### What is required:
Transcribe each of the records below exactly, excluding all pictures.

### Data to process:
##############################

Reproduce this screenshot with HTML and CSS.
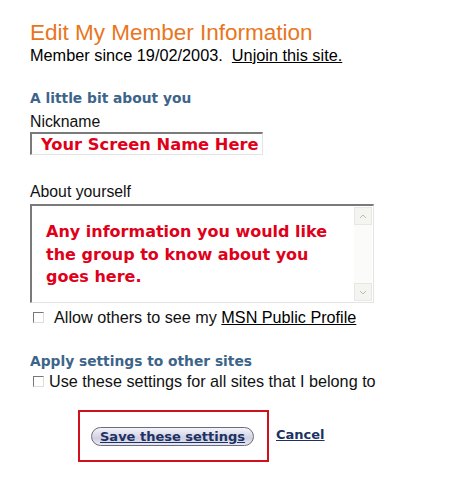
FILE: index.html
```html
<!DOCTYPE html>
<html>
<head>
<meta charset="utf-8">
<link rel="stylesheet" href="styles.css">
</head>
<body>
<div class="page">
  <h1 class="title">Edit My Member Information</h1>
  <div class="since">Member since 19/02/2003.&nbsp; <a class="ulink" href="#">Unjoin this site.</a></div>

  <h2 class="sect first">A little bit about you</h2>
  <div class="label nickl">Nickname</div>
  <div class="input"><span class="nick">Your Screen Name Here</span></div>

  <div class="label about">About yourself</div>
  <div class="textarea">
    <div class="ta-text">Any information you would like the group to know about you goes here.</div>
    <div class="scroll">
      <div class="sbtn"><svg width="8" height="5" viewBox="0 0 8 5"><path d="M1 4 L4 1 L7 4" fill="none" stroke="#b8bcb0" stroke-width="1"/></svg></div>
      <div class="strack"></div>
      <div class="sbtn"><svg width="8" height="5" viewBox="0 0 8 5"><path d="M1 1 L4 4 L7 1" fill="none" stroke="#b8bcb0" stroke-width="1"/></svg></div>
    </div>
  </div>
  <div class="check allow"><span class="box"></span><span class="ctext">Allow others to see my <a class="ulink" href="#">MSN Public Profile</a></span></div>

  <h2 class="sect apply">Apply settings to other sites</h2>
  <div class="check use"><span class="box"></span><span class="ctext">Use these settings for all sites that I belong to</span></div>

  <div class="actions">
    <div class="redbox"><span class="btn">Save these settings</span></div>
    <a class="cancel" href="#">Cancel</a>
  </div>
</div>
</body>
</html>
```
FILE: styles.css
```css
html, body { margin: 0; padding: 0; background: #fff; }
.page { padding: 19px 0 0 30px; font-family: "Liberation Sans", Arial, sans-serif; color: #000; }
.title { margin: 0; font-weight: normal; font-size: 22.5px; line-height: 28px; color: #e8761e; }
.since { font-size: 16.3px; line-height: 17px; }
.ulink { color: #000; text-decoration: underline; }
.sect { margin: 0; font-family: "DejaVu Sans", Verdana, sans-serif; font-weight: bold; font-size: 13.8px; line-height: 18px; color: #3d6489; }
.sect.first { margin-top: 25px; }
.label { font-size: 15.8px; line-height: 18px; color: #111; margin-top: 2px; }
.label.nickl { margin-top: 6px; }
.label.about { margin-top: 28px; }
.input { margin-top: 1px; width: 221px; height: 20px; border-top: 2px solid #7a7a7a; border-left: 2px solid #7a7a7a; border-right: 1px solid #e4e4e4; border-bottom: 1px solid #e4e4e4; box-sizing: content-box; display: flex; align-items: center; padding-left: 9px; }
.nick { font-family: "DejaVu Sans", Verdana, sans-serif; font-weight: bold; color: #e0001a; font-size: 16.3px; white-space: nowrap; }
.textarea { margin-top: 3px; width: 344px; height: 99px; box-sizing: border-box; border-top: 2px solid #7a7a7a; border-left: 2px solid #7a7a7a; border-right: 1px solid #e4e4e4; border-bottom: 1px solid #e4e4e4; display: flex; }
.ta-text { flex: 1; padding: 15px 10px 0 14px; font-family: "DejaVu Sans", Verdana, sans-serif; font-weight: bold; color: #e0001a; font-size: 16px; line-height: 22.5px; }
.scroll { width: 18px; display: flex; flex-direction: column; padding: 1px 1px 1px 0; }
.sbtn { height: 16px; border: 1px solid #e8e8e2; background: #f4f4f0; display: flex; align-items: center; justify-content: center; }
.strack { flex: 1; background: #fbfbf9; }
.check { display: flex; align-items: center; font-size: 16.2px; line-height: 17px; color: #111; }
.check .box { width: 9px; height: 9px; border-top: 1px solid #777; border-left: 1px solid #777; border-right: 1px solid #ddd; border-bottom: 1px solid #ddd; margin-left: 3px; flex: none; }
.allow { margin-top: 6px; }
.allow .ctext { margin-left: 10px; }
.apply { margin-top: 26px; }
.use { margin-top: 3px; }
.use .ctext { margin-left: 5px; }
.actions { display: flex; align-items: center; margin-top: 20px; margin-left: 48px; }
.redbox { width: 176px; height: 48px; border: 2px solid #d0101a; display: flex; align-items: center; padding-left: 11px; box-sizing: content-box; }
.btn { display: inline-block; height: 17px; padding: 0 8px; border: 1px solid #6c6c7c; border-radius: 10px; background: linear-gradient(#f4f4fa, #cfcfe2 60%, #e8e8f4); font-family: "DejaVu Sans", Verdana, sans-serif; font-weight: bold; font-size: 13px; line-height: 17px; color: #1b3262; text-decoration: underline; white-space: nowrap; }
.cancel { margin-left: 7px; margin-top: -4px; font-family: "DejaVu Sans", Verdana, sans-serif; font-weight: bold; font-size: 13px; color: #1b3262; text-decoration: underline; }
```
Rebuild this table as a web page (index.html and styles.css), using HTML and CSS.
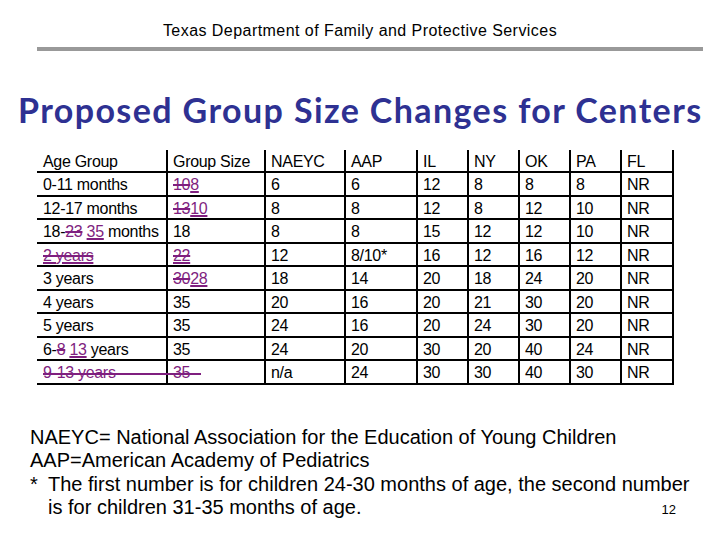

##############################

### The completed task:
Reproduce this screenshot with HTML and CSS.
FILE: index.html
```html
<!DOCTYPE html>
<html>
<head>
<meta charset="utf-8">
<link rel="stylesheet" href="styles.css">
</head>
<body>
<div class="page">
  <h1 class="title">Edit My Member Information</h1>
  <div class="since">Member since 19/02/2003.&nbsp; <a class="ulink" href="#">Unjoin this site.</a></div>

  <h2 class="sect first">A little bit about you</h2>
  <div class="label nickl">Nickname</div>
  <div class="input"><span class="nick">Your Screen Name Here</span></div>

  <div class="label about">About yourself</div>
  <div class="textarea">
    <div class="ta-text">Any information you would like the group to know about you goes here.</div>
    <div class="scroll">
      <div class="sbtn"><svg width="8" height="5" viewBox="0 0 8 5"><path d="M1 4 L4 1 L7 4" fill="none" stroke="#b8bcb0" stroke-width="1"/></svg></div>
      <div class="strack"></div>
      <div class="sbtn"><svg width="8" height="5" viewBox="0 0 8 5"><path d="M1 1 L4 4 L7 1" fill="none" stroke="#b8bcb0" stroke-width="1"/></svg></div>
    </div>
  </div>
  <div class="check allow"><span class="box"></span><span class="ctext">Allow others to see my <a class="ulink" href="#">MSN Public Profile</a></span></div>

  <h2 class="sect apply">Apply settings to other sites</h2>
  <div class="check use"><span class="box"></span><span class="ctext">Use these settings for all sites that I belong to</span></div>

  <div class="actions">
    <div class="redbox"><span class="btn">Save these settings</span></div>
    <a class="cancel" href="#">Cancel</a>
  </div>
</div>
</body>
</html>
```
FILE: styles.css
```css
html, body { margin: 0; padding: 0; background: #fff; }
.page { padding: 19px 0 0 30px; font-family: "Liberation Sans", Arial, sans-serif; color: #000; }
.title { margin: 0; font-weight: normal; font-size: 22.5px; line-height: 28px; color: #e8761e; }
.since { font-size: 16.3px; line-height: 17px; }
.ulink { color: #000; text-decoration: underline; }
.sect { margin: 0; font-family: "DejaVu Sans", Verdana, sans-serif; font-weight: bold; font-size: 13.8px; line-height: 18px; color: #3d6489; }
.sect.first { margin-top: 25px; }
.label { font-size: 15.8px; line-height: 18px; color: #111; margin-top: 2px; }
.label.nickl { margin-top: 6px; }
.label.about { margin-top: 28px; }
.input { margin-top: 1px; width: 221px; height: 20px; border-top: 2px solid #7a7a7a; border-left: 2px solid #7a7a7a; border-right: 1px solid #e4e4e4; border-bottom: 1px solid #e4e4e4; box-sizing: content-box; display: flex; align-items: center; padding-left: 9px; }
.nick { font-family: "DejaVu Sans", Verdana, sans-serif; font-weight: bold; color: #e0001a; font-size: 16.3px; white-space: nowrap; }
.textarea { margin-top: 3px; width: 344px; height: 99px; box-sizing: border-box; border-top: 2px solid #7a7a7a; border-left: 2px solid #7a7a7a; border-right: 1px solid #e4e4e4; border-bottom: 1px solid #e4e4e4; display: flex; }
.ta-text { flex: 1; padding: 15px 10px 0 14px; font-family: "DejaVu Sans", Verdana, sans-serif; font-weight: bold; color: #e0001a; font-size: 16px; line-height: 22.5px; }
.scroll { width: 18px; display: flex; flex-direction: column; padding: 1px 1px 1px 0; }
.sbtn { height: 16px; border: 1px solid #e8e8e2; background: #f4f4f0; display: flex; align-items: center; justify-content: center; }
.strack { flex: 1; background: #fbfbf9; }
.check { display: flex; align-items: center; font-size: 16.2px; line-height: 17px; color: #111; }
.check .box { width: 9px; height: 9px; border-top: 1px solid #777; border-left: 1px solid #777; border-right: 1px solid #ddd; border-bottom: 1px solid #ddd; margin-left: 3px; flex: none; }
.allow { margin-top: 6px; }
.allow .ctext { margin-left: 10px; }
.apply { margin-top: 26px; }
.use { margin-top: 3px; }
.use .ctext { margin-left: 5px; }
.actions { display: flex; align-items: center; margin-top: 20px; margin-left: 48px; }
.redbox { width: 176px; height: 48px; border: 2px solid #d0101a; display: flex; align-items: center; padding-left: 11px; box-sizing: content-box; }
.btn { display: inline-block; height: 17px; padding: 0 8px; border: 1px solid #6c6c7c; border-radius: 10px; background: linear-gradient(#f4f4fa, #cfcfe2 60%, #e8e8f4); font-family: "DejaVu Sans", Verdana, sans-serif; font-weight: bold; font-size: 13px; line-height: 17px; color: #1b3262; text-decoration: underline; white-space: nowrap; }
.cancel { margin-left: 7px; margin-top: -4px; font-family: "DejaVu Sans", Verdana, sans-serif; font-weight: bold; font-size: 13px; color: #1b3262; text-decoration: underline; }
```
Rebuild this table as a web page (index.html and styles.css), using HTML and CSS.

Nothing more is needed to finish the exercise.